__Web page code records__:
---

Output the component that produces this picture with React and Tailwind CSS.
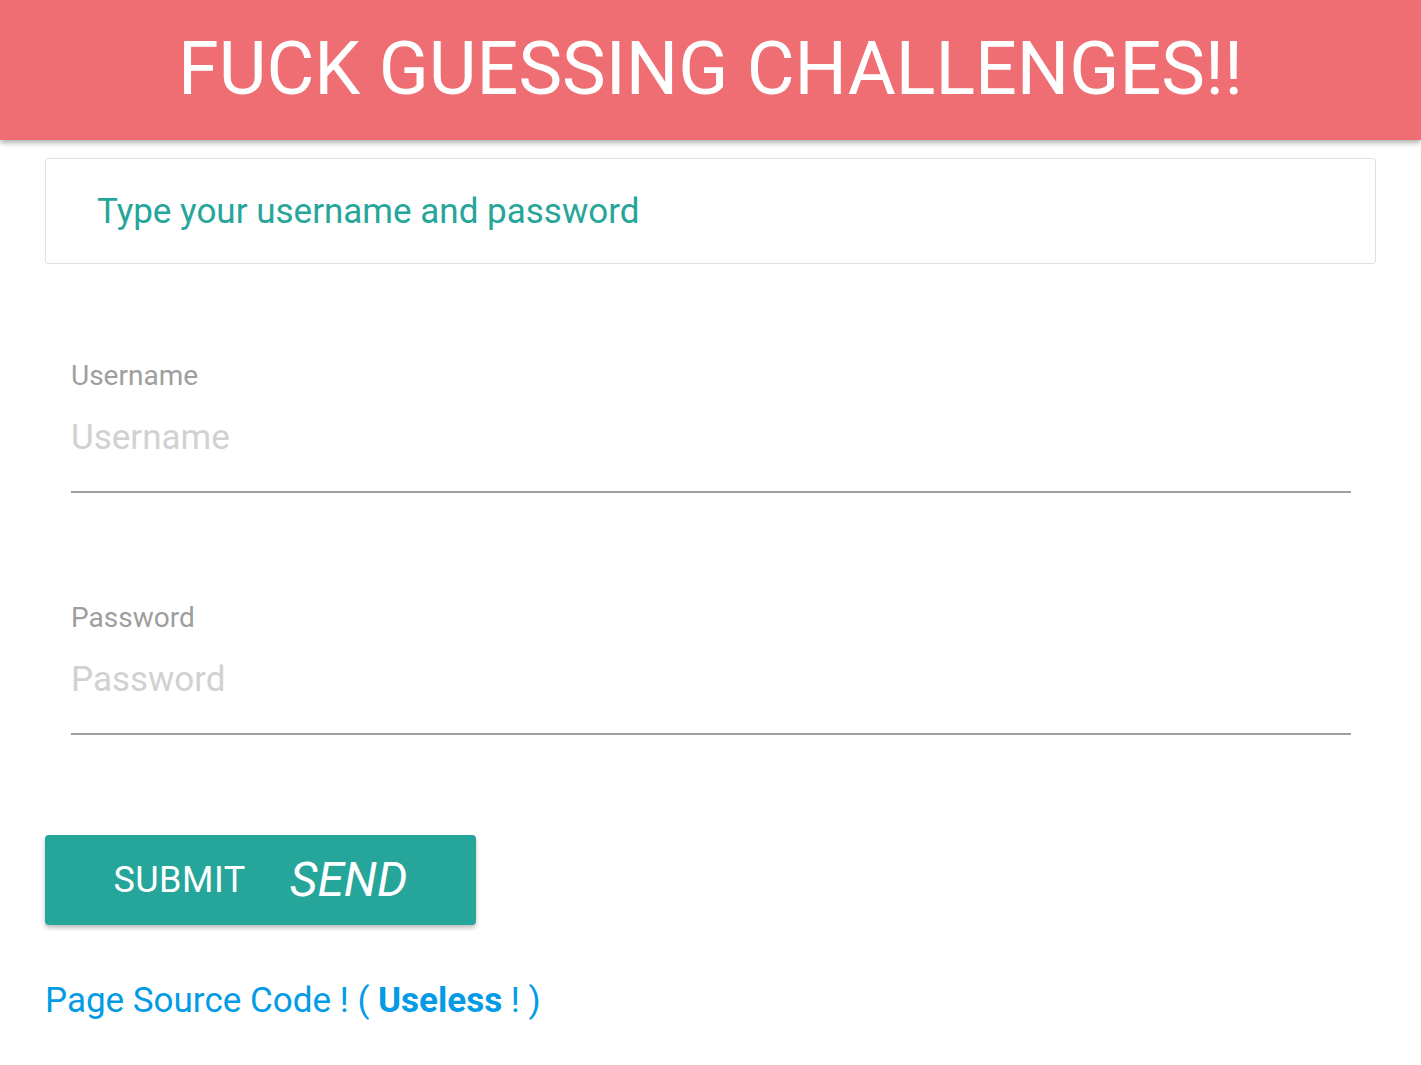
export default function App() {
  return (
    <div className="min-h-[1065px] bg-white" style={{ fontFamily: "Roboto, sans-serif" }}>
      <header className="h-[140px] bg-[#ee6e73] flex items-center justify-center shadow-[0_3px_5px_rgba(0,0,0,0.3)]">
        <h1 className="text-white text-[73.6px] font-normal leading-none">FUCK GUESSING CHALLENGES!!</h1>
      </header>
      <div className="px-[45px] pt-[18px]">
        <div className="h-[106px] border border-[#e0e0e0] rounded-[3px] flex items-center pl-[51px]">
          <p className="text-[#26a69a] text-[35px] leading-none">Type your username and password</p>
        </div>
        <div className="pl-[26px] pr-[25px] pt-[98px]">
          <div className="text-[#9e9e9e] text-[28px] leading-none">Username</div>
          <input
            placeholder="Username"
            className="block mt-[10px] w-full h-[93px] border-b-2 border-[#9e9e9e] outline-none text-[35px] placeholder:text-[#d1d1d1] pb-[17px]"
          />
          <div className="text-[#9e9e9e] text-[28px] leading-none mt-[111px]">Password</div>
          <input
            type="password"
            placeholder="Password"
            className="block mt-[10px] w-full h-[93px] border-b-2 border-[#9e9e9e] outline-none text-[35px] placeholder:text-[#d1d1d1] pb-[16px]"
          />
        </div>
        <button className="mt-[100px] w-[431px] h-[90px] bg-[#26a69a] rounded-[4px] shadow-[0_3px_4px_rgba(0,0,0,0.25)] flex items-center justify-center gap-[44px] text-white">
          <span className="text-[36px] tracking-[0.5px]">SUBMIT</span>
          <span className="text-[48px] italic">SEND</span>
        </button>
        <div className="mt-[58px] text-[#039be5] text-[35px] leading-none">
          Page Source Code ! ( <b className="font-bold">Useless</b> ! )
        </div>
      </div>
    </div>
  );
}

---

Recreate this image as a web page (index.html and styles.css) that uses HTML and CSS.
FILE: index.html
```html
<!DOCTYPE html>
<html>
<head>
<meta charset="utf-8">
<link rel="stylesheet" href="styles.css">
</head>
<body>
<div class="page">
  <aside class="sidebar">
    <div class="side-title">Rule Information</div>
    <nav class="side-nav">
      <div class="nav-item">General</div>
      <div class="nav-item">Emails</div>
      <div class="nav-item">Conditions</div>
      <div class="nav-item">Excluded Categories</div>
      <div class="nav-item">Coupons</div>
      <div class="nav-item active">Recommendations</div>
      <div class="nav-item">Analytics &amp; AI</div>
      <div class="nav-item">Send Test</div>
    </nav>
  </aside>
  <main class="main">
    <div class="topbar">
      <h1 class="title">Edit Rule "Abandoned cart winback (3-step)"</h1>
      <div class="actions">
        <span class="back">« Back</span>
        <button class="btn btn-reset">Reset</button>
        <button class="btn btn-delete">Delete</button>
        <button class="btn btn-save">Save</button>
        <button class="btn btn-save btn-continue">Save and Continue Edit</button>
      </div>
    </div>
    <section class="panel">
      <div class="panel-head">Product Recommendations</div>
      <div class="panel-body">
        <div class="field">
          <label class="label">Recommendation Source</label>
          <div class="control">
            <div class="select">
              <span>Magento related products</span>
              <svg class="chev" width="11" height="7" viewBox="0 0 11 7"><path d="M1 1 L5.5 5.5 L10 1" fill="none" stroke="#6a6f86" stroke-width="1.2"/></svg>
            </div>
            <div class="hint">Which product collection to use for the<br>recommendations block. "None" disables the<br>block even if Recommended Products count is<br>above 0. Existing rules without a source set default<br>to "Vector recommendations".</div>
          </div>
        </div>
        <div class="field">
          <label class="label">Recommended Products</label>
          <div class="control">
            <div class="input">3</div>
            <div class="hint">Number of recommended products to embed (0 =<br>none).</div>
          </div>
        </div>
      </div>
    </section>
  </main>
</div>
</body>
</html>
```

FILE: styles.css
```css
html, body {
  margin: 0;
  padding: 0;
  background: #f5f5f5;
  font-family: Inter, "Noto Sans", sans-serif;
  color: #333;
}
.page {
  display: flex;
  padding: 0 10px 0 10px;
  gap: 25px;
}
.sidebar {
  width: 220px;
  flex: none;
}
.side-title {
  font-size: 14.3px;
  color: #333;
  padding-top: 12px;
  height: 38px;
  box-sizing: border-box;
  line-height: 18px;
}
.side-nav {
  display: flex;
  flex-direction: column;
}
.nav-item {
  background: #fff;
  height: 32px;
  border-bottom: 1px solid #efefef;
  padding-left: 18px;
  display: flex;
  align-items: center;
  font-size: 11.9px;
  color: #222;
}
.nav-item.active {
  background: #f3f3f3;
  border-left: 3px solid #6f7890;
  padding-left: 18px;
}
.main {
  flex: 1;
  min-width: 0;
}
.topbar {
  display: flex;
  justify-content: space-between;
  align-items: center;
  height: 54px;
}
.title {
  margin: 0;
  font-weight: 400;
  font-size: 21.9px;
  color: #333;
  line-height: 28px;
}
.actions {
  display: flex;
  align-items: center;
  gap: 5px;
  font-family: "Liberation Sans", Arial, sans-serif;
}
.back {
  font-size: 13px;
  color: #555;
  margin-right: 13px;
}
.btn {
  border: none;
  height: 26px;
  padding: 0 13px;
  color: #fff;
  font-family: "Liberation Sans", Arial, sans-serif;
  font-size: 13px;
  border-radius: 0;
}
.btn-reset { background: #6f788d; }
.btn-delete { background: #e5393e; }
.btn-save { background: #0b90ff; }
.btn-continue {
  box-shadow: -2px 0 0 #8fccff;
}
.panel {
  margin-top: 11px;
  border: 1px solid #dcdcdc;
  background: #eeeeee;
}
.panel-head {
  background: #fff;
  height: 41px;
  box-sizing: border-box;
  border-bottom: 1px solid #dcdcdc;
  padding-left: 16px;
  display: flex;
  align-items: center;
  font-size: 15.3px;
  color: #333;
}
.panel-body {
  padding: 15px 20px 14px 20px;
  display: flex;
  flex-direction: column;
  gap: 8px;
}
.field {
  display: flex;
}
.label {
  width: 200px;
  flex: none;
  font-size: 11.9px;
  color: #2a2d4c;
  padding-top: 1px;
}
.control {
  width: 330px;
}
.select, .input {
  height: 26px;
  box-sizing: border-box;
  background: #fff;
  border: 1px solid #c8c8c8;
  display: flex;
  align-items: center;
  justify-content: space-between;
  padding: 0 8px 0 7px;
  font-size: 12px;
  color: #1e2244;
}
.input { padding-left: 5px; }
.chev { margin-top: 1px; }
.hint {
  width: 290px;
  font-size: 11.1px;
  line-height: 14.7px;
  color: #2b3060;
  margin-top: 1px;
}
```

---

Count the lines that hold the string "index" and state that number alone.

2